Last Update: 06/03/2026 at 6:25 AM EST

Morning Briefing: Climate

Thursday, April 16, 2026

April 16, 2026

Battery Pivots, Grid Limits, and Snowpack Stress

What Happened

Yesterday’s clearest movement came in infrastructure and implementation rather than headline climate targets. Reuters reported that U.S. automakers and battery suppliers are repurposing some EV battery plants for stationary energy storage as EV demand cools and the federal $7,500 consumer EV credit approaches its Sept. 30 expiration. GM and LG Energy Solution plan a Tennessee conversion, and Ford is reworking factory space in Kentucky. The logic is straightforward: storage demand is rising as grids face heavier strain and data-center power needs grow, but changing battery chemistry and production lines can take roughly 18 months and cost hundreds of millions of dollars.

South Korea offered a parallel lesson in how energy security is reshaping climate policy. Reporting in The Guardian and Yahoo described a faster push to expand the country’s solar-income village program after the Iran crisis sharpened concern about fuel-import exposure. Seoul wants 700 villages in the program within a year and 2,500 by 2030, backed by about 500 billion won for transition measures and another 400 billion won in low-interest loans. But the bottleneck is the same one showing up elsewhere: grid access. Renewable projects in the south and southwest are still waiting for transmission connections, while coal support and nuclear restarts remain part of the stability plan.

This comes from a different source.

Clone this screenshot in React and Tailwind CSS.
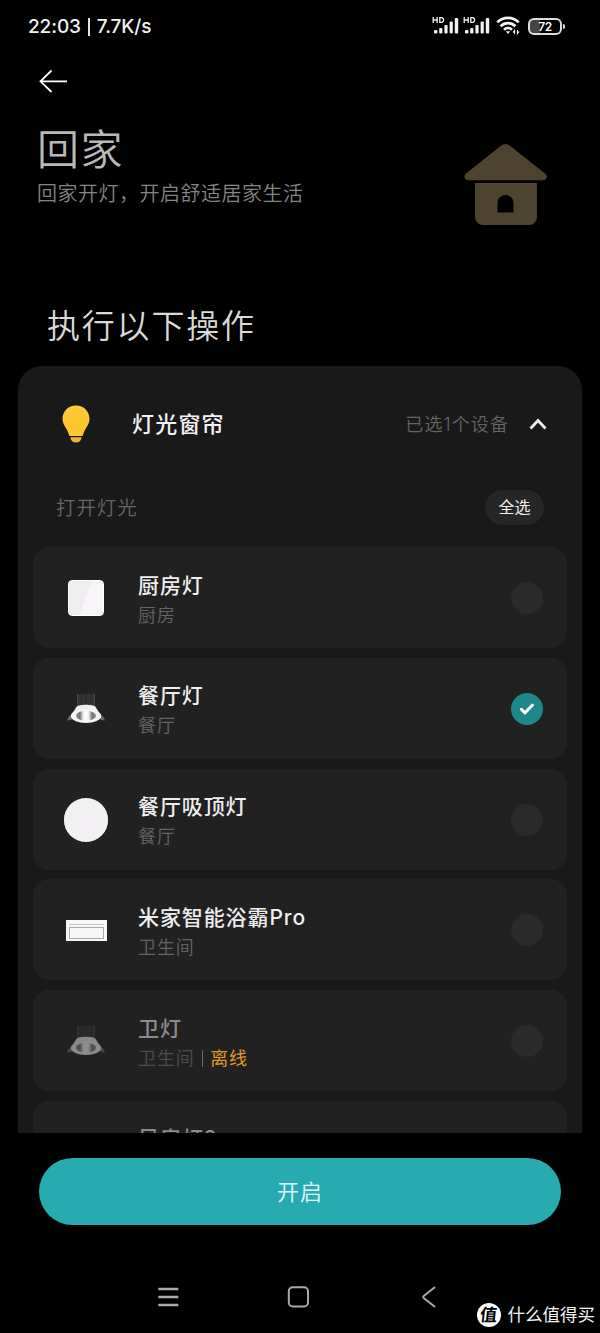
const FONT = "font-['Inter','Noto_Sans_CJK_SC',sans-serif]";

function Signal() {
  return (
    <svg width="27" height="20" viewBox="0 0 27 20" fill="#f2f2f2">
      <g fill="none" stroke="#f2f2f2" strokeWidth="1.3">
        <path d="M1.2 1v6M5.2 1v6M1.2 4h4M7.8 1.6v4.8h1.4a2.4 2.4 0 0 0 0-4.8z" />
      </g>
      <rect x="2" y="14" width="3.400" height="3.5" rx="1" />
      <rect x="7.2" y="12" width="3.200" height="5.5" rx="1" />
      <rect x="12.4" y="9" width="3.200" height="8.500" rx="1" />
      <rect x="17.6" y="5.500" width="3.200" height="12" rx="1" />
      <rect x="22.800" y="2" width="3.400" height="15.500" rx="1" />
    </svg>
  );
}

function Wifi() {
  return (
    <svg width="25" height="20" viewBox="0 0 25 20" fill="none" stroke="#f2f2f2" strokeWidth="2.700">
      <path d="M1.300 6.400a15 15 0 0 1 21.400 0" />
      <path d="M4.600 10.300a10.400 10.400 0 0 1 14.800 0" />
      <path d="M8 13.700a5.800 5.800 0 0 1 8 0" />
      <path d="M9.800 15.200h4.400L12 18z" fill="#f2f2f2" stroke="none" />
      <path d="M18.500 18v-3.500l-1.500 2M21.500 14v3.500l1.600-2" strokeWidth="1.200" />
    </svg>
  );
}

function Battery() {
  return (
    <div className="flex items-center gap-[1px]">
      <div className="flex h-[17px] w-[34px] items-center justify-center rounded-[6px] border-[2px] border-[#dcdcdc] bg-[linear-gradient(90deg,#444_0_34%,#000_34%)] text-[12px] font-semibold leading-[13px] tracking-[-0.4px] text-white">
        72
      </div>
      <div className="h-[5px] w-[2px] rounded-r bg-[#e4e4e4]" />
    </div>
  );
}

function House() {
  return (
    <svg width="84" height="82" viewBox="0 0 84 82" fill="#4e432f">
      <path d="M37.300 1.600a7 7 0 0 1 8.400 0L81 29.500c3.200 2.800 1.700 6.800-2.500 6.800h-74C.3 36.300-.8 32.200 2 29.500z" />
      <path
        fillRule="evenodd"
        d="M11 39h62v34a8 8 0 0 1-8 8H19a8 8 0 0 1-8-8zM33.500 68.500h16V59a8 8 0 0 0-16 0z"
      />
    </svg>
  );
}

function Bulb() {
  return (
    <svg width="28" height="38" viewBox="0 0 28 38">
      <defs>
        <linearGradient id="bulb" x1="0" y1="0" x2="0.400" y2="1">
          <stop offset="0" stopColor="#ffca36" />
          <stop offset="1" stopColor="#fdc62f" />
        </linearGradient>
      </defs>
      <path
        fill="url(#bulb)"
        d="M14 .5C6 .5.500 6.500.500 14c0 4 1.900 6.500 4 10 1.400 2.500 1.900 4 2.400 5.800.200.800.7 1.200 1.600 1.200h11c.9 0 1.400-.4 1.600-1.200.5-1.800 1-3.300 2.400-5.800 2.100-3.500 4-6 4-10C27.500 6.500 22 .5 14 .5z"
      />
      <path fill="#f3ad3e" d="M8.300 32.200h11.400c-.5 3.300-2.500 5.300-5.700 5.300s-5.200-2-5.700-5.300z" />
    </svg>
  );
}

function SquarePanel() {
  return (
    <div className="h-9 w-9 rounded-[4px] border border-white bg-[linear-gradient(110deg,#efedef_0_48%,#f7f5f7_50%)]" />
  );
}

function Downlight() {
  return (
    <svg width="40" height="32" viewBox="0 0 40 32">
      <defs>
        <linearGradient id="sink" x1="0" x2="1">
          <stop offset="0" stopColor="#4c4b4c" />
          <stop offset="0.100" stopColor="#343334" />
          <stop offset="0.900" stopColor="#343334" />
          <stop offset="1" stopColor="#4c4b4c" />
        </linearGradient>
        <linearGradient id="glow" x1="0" x2="1">
          <stop offset="0" stopColor="#8a8a8a" />
          <stop offset="0.200" stopColor="#777" />
          <stop offset="0.360" stopColor="#eee" />
          <stop offset="0.500" stopColor="#fff" />
          <stop offset="0.640" stopColor="#eee" />
          <stop offset="0.800" stopColor="#777" />
          <stop offset="1" stopColor="#8a8a8a" />
        </linearGradient>
      </defs>
      <path fill="#6a6a6a" d="M6 21 2.500 24 1 27.500l3.500-.5L8 25zM34 21l3.500 3 1.500 3.500-3.500-.5L32 25z" />
      <path fill="url(#sink)" d="M11 1h18v14H11z" />
      <path stroke="#252425" strokeWidth="0.700" d="M15 1v10M20 1v10M25 1v10" />
      <path fill="#efefef" d="M5 24C6.500 20 8.500 17 10.500 13.800 13 11 27 11 29.500 13.800 31.500 17 33.500 20 35 24z" />
      <ellipse cx="20" cy="23" rx="15.200" ry="7" fill="#f4f4f4" />
      <ellipse cx="20" cy="22.700" rx="10" ry="5" fill="url(#glow)" />
    </svg>
  );
}

function RoundPanel() {
  return <div className="h-11 w-11 rounded-full bg-[#f3f1f3] shadow-[inset_0_0_2px_#fff]" />;
}

function Heater() {
  return (
    <div className="h-[21px] w-[41px] bg-[#f8f7f8] px-[3px] pt-[4px]">
      <div className="h-[2px] border-t border-[#c9c7c9]" />
      <div className="mt-[1px] h-[12px] border border-[#aaa8aa]" />
    </div>
  );
}

function Toggle({ checked }) {
  if (!checked) return <div className="h-8 w-8 rounded-full bg-[#2b2a2a]" />;
  return (
    <div className="flex h-8 w-8 items-center justify-center rounded-full bg-[#1d878c]">
      <svg width="16" height="14" viewBox="0 0 16 14" fill="none" stroke="#fff" strokeWidth="3" strokeLinecap="round" strokeLinejoin="round">
        <path d="M2.300 7.300 5.900 10.900 13.500 3" />
      </svg>
    </div>
  );
}

const devices = [
  { name: "厨房灯", room: "厨房", icon: <SquarePanel /> },
  { name: "餐厅灯", room: "餐厅", icon: <Downlight />, checked: true },
  { name: "餐厅吸顶灯", room: "餐厅", icon: <RoundPanel /> },
  { name: "米家智能浴霸Pro", room: "卫生间", icon: <Heater /> },
  { name: "卫灯", room: "卫生间", icon: <Downlight />, offline: true },
  { name: "风房灯2", room: "", offline: true },
];

function Device({ name, room, icon, checked, offline }) {
  return (
    <div className="flex h-[101px] shrink-0 items-center rounded-[16px] bg-[#222122] pr-[24px] pt-px">
      <div className={`flex w-[105px] shrink-0 justify-center pl-px ${offline ? "opacity-50" : ""}`}>{icon}</div>
      <div className="flex-1 whitespace-nowrap pt-[5px]">
        <div className={`text-[21px] font-medium leading-[30px] tracking-[0.9px] ${offline ? "text-[#8d8c8d]" : "text-[#efeeef]"}`}>
          {name}
        </div>
        <div className="flex h-[30px] items-center text-[18px] font-[350] leading-[30px] tracking-[0.9px]">
          <span className={offline ? "text-[#4d4c4d]" : "text-[#656465]"}>{room}</span>
          {offline && room && (
            <>
              <span className="ml-[7px] mr-[7px] h-[17px] w-[1.5px] bg-[#6d6c6d]" />
              <span className="font-normal text-[#e0962a]">离线</span>
            </>
          )}
        </div>
      </div>
      <Toggle checked={checked} />
    </div>
  );
}

export default function App() {
  return (
    <div className={`flex h-[1333px] w-[600px] flex-col overflow-hidden bg-black text-white ${FONT}`}>
      <div className="flex h-[52px] shrink-0 items-center justify-between pl-[28px] pr-[35px]">
        <div className="flex items-center pt-[2px] text-[19px] font-medium tracking-[-0.1px] text-[#f2f2f2]">
          <span>22:03</span>
          <span className="mx-[7px] h-[18px] w-[2px] bg-[#e4e4e4]" />
          <span>7.7K/s</span>
        </div>
        <div className="flex items-center">
          <Signal />
          <div className="ml-[4px]"><Signal /></div>
          <div className="ml-[6px]"><Wifi /></div>
          <div className="ml-[7px]"><Battery /></div>
        </div>
      </div>

      <div className="h-[66px] shrink-0 pl-[39px] pt-[17px]">
        <svg width="29" height="24" viewBox="0 0 29 24" fill="none" stroke="#fff" strokeWidth="1.800">
          <path d="M28 12.300H1.500M12.500 1.500 1.500 12.300 12.500 23" />
        </svg>
      </div>

      <div className="flex h-[180px] shrink-0 justify-between pl-[37px] pr-[52px]">
        <div className="pt-[2px]">
          <h1 className="text-[42px] font-[350] leading-[60px] tracking-[1.5px] text-[#b9b9b9]">回家</h1>
          <p className="-mt-px text-[20px] font-[350] leading-[30px] tracking-[0.5px] text-[#858585]">回家开灯，开启舒适居家生活</p>
        </div>
        <div className="pt-[26px]"><House /></div>
      </div>

      <h2 className="h-[68px] shrink-0 pl-[47px] pt-px text-[33px] font-[350] leading-[54px] tracking-[1.8px] text-[#dadada]">执行以下操作</h2>

      <div className="mx-[18px] flex h-[767px] shrink-0 flex-col overflow-hidden rounded-t-[24px] bg-[#1a191a] px-[15px]">
        <div className="flex h-[116px] shrink-0 items-center pl-[29px] pr-[20px]">
          <Bulb />
          <span className="ml-[42px] flex-1 pt-px text-[22px] font-medium tracking-[1.2px] text-[#f2f2f2]">灯光窗帘</span>
          <span className="pt-px text-[18px] font-[350] tracking-[1.1px] text-[#666566]">已选1个设备</span>
          <svg className="ml-[20px]" width="18" height="14" viewBox="0 0 18 14" fill="none" stroke="#eee" strokeWidth="2.800">
            <path d="M1.500 11.500 9 3.500l7.500 8" />
          </svg>
        </div>
        <div className="flex h-[50px] shrink-0 items-center justify-between pl-[23px] pr-[23px]">
          <span className="pt-[4px] text-[19.500px] font-[350] tracking-[0.9px] text-[#666566]">打开灯光</span>
          <span className="flex h-[35px] w-[59px] items-center justify-center rounded-full bg-[#272627] text-[16px] text-[#efefef]">全选</span>
        </div>
        <div className="mt-[15px] flex flex-col gap-[9.800px]">
          {devices.map((device) => (
            <Device key={device.name} {...device} />
          ))}
        </div>
      </div>

      <div className="shrink-0 px-[39px] pt-[25px]">
        <button className="flex h-[67px] w-full items-center justify-center rounded-full bg-[#27aab0] pt-px text-[22px] font-[350] tracking-[1px] text-[#e0fbfc]">开启</button>
      </div>

      <div className="relative flex h-[108px] shrink-0 pt-[61px]">
        <svg className="ml-[157px]" width="23" height="23" viewBox="0 0 23 23" stroke="#aaa" strokeWidth="2.400" strokeLinecap="round">
          <path d="M2.300 3h18M2.300 11h18M2.300 19h18" />
        </svg>
        <svg className="ml-[107px]" width="23" height="23" viewBox="0 0 23 23" fill="none" stroke="#aaa" strokeWidth="2">
          <rect x="1.800" y="1.300" width="19.200" height="19.200" rx="4" />
        </svg>
        <svg className="ml-[111px]" width="16" height="23" viewBox="0 0 16 23" fill="none" stroke="#aaa" strokeWidth="2" strokeLinecap="round" strokeLinejoin="round">
          <path d="M13.500 1.500 3 9.700q-1.500 1.300 0 2.600L13.500 20.500" />
        </svg>
        <div className="absolute bottom-[6px] right-[5px] flex items-center gap-[7px]">
          <span className="flex h-6 w-6 items-center justify-center rounded-full bg-white text-[17px] font-bold leading-none text-black">
            <span className="-skew-x-6">值</span>
          </span>
          <span className="text-[17.500px] font-normal leading-6 text-[#f4f4f4]">什么值得买</span>
        </div>
      </div>
    </div>
  );
}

On the physical-risk side, western water and fire concerns kept getting more concrete. A University of Nevada discussion of Sierra Nevada conditions underscored how warmer winters are bringing more rain, less snow, later snow arrival and earlier melt. That shifts river flows earlier in the year and leaves less water available later, when summers are longer and drier and forests are under more stress. In Washington, lawmakers also introduced a bill that would require the EPA to account for flooding, storm surge, sea-level rise and wildfire risk in Superfund cleanup plans and periodic reviews, extending climate adaptation deeper into routine public-health and land-management decisions.

Key Points

  • U.S. battery manufacturers are starting to redirect some EV capacity into stationary storage as demand patterns change and utilities need more grid support.
  • Those conversions are neither quick nor cheap: some require about 18 months of retooling, major capital spending, and compliance with tighter sourcing rules and tariffs on Chinese materials.
  • South Korea is accelerating distributed solar partly as an energy-security response, but transmission queues are still limiting how fast new renewable capacity can actually come online.
  • Mountain regions are warming faster than surrounding lowlands, according to University of Nevada researcher Adrian Harpold, worsening snowpack loss, late-season water stress and wildfire exposure in places like the Sierra Nevada.
  • The proposed U.S. Superfund legislation would make climate hazard screening part of contaminated-site cleanup, a notable shift from climate policy as a separate silo.

Implications

The transition story is increasingly about reallocation, bottlenecks and policy durability. Battery factories built for one market are being redirected to another, and governments are using energy-security shocks to justify faster renewable deployment. But the limiting factors are now familiar: transmission, interconnection, trade exposure and the cost of adjusting plans after incentives change.

At the same time, climate risk is becoming more operational. Earlier snowmelt and weaker late-season water availability affect utilities, water managers, agriculture, insurers and wildfire planning, not just environmental policy. The Superfund proposal points the same way: climate exposure is being pulled into mainstream regulatory decisions about whether infrastructure and cleanup plans will still hold up under new conditions.

Things to watch

Watch

Whether U.S. stationary-storage demand grows fast enough to absorb repurposed battery capacity as EV incentives fade and automakers revise production plans.

Watch

Whether South Korea can move transmission upgrades fast enough to turn its solar push into delivered power rather than a larger connection backlog.

Watch

Whether western snowpack and runoff conditions translate into a tougher early wildfire and water-management season in the months ahead.